To be done: Gather up every line from the entries below that uses the word "index".

[Some records]
◆ ◆ ◆ ◆

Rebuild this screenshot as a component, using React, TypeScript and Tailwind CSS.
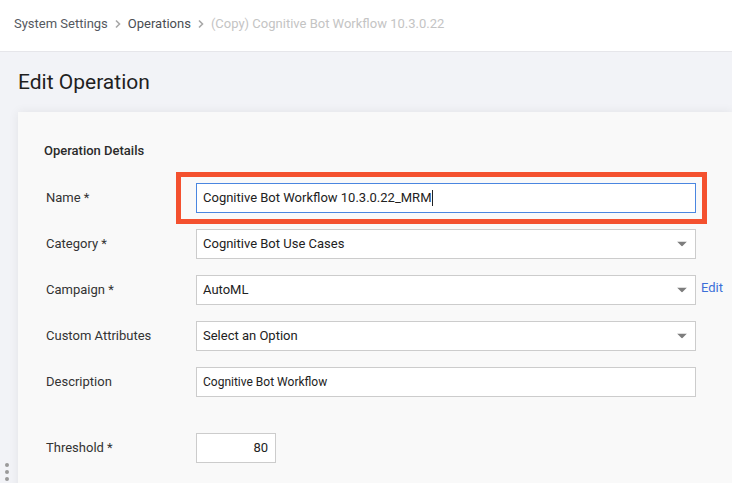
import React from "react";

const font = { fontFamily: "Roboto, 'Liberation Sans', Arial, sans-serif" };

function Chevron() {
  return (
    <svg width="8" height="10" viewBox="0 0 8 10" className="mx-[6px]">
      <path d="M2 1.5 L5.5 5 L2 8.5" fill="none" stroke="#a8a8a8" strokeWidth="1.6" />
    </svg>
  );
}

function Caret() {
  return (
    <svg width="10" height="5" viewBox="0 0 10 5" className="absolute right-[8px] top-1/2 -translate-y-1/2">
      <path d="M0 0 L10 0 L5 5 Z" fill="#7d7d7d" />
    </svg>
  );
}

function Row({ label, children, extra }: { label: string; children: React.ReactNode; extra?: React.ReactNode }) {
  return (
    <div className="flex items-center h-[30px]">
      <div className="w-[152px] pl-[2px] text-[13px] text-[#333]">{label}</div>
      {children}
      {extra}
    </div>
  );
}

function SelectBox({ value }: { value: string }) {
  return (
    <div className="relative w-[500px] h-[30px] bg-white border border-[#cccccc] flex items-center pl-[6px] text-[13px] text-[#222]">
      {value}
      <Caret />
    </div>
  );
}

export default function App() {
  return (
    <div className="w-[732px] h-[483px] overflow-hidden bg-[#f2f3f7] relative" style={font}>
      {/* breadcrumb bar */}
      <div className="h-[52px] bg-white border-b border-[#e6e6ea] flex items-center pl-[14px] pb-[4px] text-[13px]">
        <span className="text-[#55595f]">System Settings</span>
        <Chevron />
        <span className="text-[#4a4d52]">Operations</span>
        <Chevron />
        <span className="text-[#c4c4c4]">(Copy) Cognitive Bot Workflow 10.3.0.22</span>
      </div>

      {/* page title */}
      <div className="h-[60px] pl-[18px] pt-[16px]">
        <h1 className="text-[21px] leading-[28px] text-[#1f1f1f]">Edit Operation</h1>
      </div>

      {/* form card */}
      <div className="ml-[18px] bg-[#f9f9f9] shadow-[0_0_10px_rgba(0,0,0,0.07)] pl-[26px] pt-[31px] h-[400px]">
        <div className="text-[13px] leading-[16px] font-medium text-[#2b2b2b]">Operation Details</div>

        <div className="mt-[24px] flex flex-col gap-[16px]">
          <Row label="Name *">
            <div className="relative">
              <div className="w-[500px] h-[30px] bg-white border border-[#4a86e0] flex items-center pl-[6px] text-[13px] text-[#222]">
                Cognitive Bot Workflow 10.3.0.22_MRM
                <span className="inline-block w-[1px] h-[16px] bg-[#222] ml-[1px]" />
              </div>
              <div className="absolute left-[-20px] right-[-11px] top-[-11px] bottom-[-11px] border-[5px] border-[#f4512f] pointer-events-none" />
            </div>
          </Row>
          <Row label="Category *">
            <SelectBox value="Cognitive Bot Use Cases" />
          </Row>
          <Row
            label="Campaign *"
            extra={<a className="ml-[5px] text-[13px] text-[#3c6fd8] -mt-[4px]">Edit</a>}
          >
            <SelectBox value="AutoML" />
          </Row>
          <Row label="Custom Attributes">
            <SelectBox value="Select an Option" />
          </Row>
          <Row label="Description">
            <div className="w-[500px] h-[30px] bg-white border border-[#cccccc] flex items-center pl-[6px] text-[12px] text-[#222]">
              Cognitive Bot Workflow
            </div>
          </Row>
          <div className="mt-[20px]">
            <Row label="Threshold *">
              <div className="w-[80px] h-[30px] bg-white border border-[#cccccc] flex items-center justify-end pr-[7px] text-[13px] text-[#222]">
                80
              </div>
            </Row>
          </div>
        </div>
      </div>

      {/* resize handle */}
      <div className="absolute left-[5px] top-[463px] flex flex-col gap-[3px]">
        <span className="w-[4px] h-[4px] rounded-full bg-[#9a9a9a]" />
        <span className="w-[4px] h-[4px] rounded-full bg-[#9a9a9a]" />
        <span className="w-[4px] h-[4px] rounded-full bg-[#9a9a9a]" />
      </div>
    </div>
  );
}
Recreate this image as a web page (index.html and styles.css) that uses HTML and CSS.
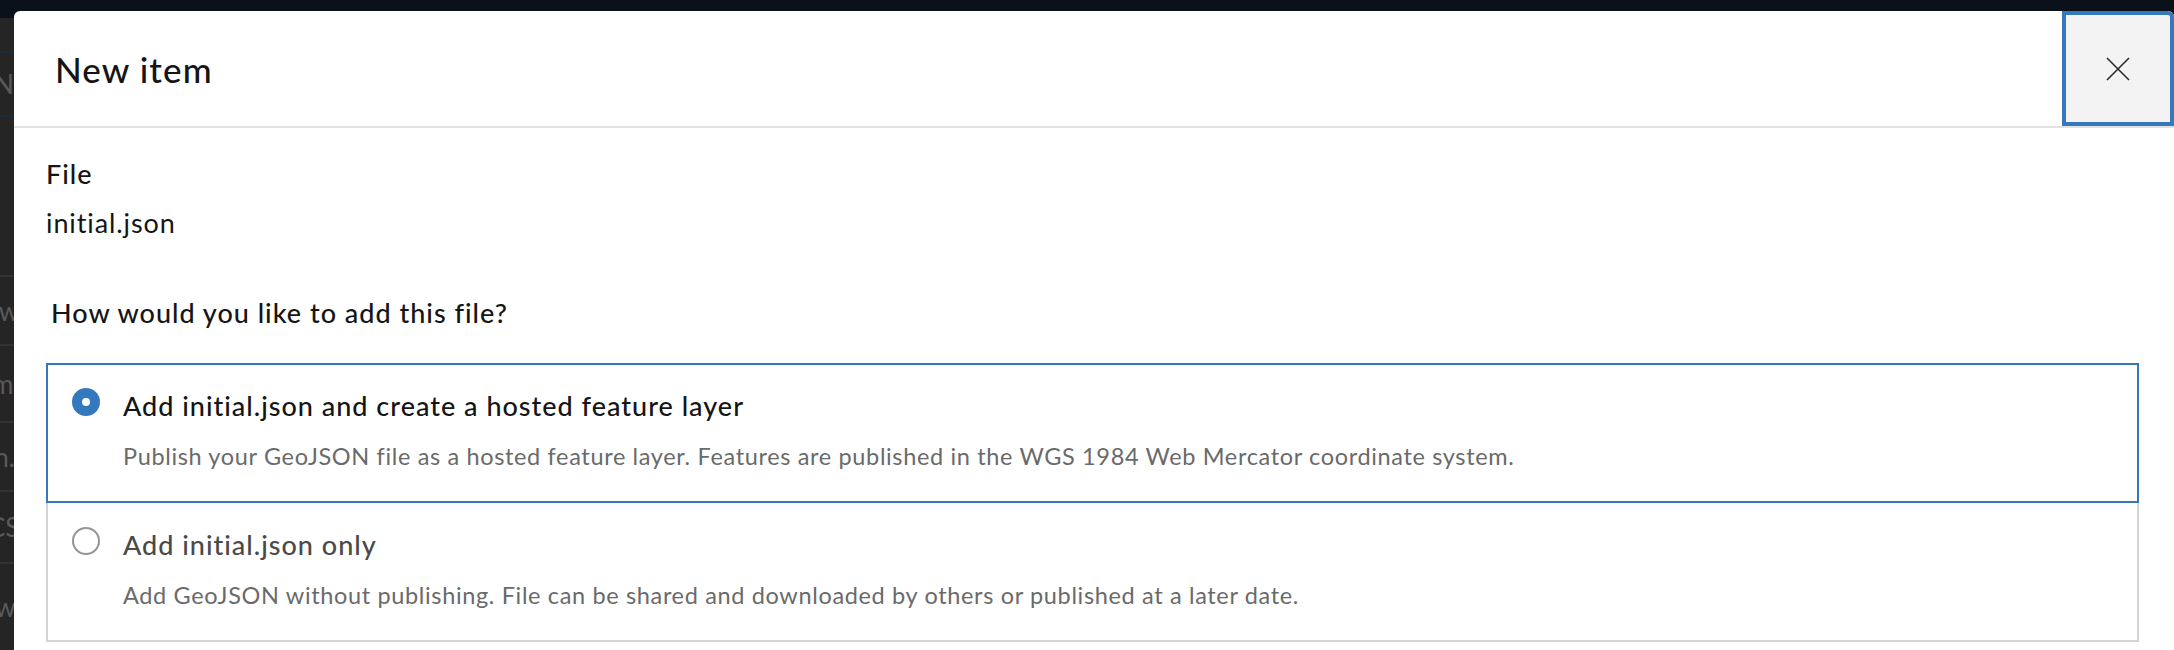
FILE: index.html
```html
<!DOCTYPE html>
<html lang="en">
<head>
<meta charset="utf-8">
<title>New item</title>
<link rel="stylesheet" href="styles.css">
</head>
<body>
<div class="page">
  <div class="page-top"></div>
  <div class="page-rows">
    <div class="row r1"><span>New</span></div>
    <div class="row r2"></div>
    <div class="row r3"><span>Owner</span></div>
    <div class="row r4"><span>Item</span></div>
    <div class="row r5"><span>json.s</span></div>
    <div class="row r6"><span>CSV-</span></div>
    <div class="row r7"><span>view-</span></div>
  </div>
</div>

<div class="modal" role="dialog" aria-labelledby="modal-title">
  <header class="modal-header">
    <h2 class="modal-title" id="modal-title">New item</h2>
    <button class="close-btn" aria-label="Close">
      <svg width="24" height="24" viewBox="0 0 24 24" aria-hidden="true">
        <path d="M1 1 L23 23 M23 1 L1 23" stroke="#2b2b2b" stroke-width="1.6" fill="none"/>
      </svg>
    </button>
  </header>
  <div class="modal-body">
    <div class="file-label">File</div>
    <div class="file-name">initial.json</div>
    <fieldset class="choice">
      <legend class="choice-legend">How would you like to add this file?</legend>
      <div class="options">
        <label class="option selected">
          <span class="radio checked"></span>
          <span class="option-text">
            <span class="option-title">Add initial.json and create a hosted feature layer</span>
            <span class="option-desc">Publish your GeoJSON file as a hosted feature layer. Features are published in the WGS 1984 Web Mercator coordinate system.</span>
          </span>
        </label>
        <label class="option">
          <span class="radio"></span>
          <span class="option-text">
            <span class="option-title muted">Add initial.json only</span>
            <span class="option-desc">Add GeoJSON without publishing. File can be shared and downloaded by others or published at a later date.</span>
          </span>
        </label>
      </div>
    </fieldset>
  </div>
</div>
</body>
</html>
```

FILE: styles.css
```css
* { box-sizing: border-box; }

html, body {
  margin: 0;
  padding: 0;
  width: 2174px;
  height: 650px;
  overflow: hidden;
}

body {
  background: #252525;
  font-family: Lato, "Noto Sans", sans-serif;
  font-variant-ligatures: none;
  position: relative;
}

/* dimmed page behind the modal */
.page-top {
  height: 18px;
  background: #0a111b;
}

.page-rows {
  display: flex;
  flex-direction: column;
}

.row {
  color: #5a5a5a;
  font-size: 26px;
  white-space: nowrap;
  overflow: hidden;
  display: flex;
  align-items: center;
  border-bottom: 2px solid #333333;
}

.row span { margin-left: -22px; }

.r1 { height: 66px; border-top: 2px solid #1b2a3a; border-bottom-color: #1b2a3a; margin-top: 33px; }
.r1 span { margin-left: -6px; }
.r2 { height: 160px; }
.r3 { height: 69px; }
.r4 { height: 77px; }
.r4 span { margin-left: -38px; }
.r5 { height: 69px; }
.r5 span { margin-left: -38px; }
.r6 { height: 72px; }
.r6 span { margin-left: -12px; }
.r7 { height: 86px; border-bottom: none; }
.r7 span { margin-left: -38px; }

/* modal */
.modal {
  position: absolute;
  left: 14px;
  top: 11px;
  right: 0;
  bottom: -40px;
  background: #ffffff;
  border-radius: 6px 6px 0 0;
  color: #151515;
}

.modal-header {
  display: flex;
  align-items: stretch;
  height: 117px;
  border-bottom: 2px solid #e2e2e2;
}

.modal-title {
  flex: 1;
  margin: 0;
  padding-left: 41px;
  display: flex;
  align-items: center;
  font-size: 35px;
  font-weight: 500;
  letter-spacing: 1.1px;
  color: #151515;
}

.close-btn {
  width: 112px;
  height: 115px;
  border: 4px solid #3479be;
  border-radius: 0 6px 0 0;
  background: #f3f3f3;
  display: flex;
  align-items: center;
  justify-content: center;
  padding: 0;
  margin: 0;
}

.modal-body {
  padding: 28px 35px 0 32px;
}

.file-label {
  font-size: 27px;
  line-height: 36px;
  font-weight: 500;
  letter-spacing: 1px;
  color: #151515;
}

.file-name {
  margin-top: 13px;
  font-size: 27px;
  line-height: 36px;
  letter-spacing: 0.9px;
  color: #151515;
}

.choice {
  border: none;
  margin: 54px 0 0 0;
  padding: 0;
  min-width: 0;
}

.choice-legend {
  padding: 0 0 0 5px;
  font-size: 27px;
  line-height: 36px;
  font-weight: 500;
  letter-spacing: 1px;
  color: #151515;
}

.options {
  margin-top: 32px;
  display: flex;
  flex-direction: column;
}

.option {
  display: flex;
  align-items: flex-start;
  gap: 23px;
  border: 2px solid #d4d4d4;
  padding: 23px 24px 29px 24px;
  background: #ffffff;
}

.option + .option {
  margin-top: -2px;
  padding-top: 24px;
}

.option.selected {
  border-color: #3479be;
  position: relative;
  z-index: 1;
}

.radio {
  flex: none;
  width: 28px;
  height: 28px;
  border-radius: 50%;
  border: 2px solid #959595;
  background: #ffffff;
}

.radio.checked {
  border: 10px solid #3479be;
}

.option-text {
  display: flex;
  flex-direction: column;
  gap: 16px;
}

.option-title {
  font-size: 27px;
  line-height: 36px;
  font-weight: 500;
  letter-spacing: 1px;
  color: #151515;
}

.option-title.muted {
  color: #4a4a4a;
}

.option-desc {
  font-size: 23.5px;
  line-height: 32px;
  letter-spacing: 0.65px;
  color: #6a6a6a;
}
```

◆ ◆ ◆ ◆

Result of this exercise:
Recreate this image as a web page (index.html and styles.css) that uses HTML and CSS.
FILE: index.html
  z-index: 1;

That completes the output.